Case Details
- Citation: [2023] SGHC 114
- Title: Full House Building Construction Pte Ltd v Tan Hong Joo and others
- Court: High Court of the Republic of Singapore (General Division)
- Suit No: Suit No 74 of 2020
- Date of Decision: 28 April 2023
- Judgment Reserved: Yes
- Judges: Andrew Ang SJ
- Hearing Dates: 12–14, 18–19 July 2022; 2 September 2022
- Plaintiff/Applicant: Full House Building Construction Pte Ltd
- Defendants/Respondents: Tan Hong Joo; Goh Siew Ling; Ooi Chooi Teik
- Plaintiffs in Counterclaim: Tan Hong Joo; Goh Siew Ling; Ooi Chooi Teik
- Defendants in Counterclaim: Full House Building Construction Pte Ltd; Tan Hong Chian
- Legal Areas: Contract; Companies; Confidence; Remedies (including injunctions and specific performance)
- Statutes Referenced: Restructuring and Dissolution Act 2018
- Cases Cited: [2016] SGHC 144; [2021] SGHCR 8; [2023] SGHC 114
- Judgment Length: 49 pages; 14,244 words
Summary
Full House Building Construction Pte Ltd v Tan Hong Joo and others [2023] SGHC 114 arose from a failed attempt to bring finality to a long-running corporate and shareholder dispute. The parties had entered into a Settlement Agreement dated 20 April 2018 to resolve matters in multiple proceedings, including a minority oppression action and related applications. Although the settlement achieved the transfer of shares and the stepping down of directors, it did not end the disputes. Instead, it generated further claims concerning (i) whether directors were entitled to reimbursement of their legal costs from the company, (ii) whether certain statements in the settlement warranties were breached, (iii) whether directors were owed directors’ fees and other remuneration, and (iv) whether one party breached confidence and the settlement agreement, warranting injunctive and specific performance relief.
The High Court (Andrew Ang SJ) approached the dispute as a matter of contractual interpretation and corporate governance principles. It examined the interaction between the settlement terms—particularly clauses governing costs and warranties—and the company’s constitution, including Article 114, which provided a mechanism for indemnifying directors for legal expenses. The court also analysed the scope of directors’ remuneration provisions in the settlement and service agreements, and assessed whether post-settlement conduct justified equitable relief. The result is a detailed decision that illustrates how Singapore courts construe settlement agreements, enforce contractual warranties, and apply confidence and injunction principles in a corporate context.

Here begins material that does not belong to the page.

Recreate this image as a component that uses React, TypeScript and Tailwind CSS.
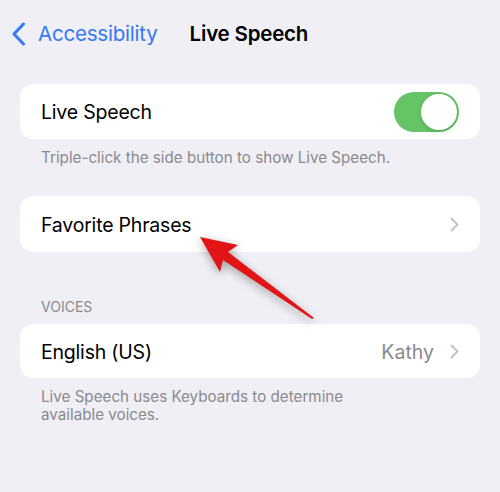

What Were the Facts of This Case?
Full House Building Construction Pte Ltd (“Full House”) was incorporated in 1994 as a private limited company engaged in construction. At incorporation, it had two equal shareholders and two directors: Tan Hong Chian (“THC”) and Tan Hong Joo (“THJ”). Until 2013, they were the only directors. In 2013, two additional directors were appointed: Ms Margaret Goh Siew Ling (“Mdm Goh”) and Mr Eric Ooi Chooi Teik (“Mr Ooi”). By the end of 2016, Mdm Goh also acquired a small minority shareholding in Full House, further complicating the corporate relationship.
Relations between the parties deteriorated. THC initiated proceedings seeking inspection of documents and also commenced HC/S 895/2017, which included a minority oppression claim against Full House and the three defendants, as well as an application for leave to commence a derivative action. In parallel, THJ commenced a winding up application (HC/CWU 11/2018) concerning Prime Maintenance Pte Ltd (“Prime Maintenance”), another company in which THC and THJ were equal shareholders and the only two directors. THC raised issues and allegations in that winding up process. During the course of these disputes, THC was removed as a director of Full House by 10 March 2017, although he remained a 50% shareholder.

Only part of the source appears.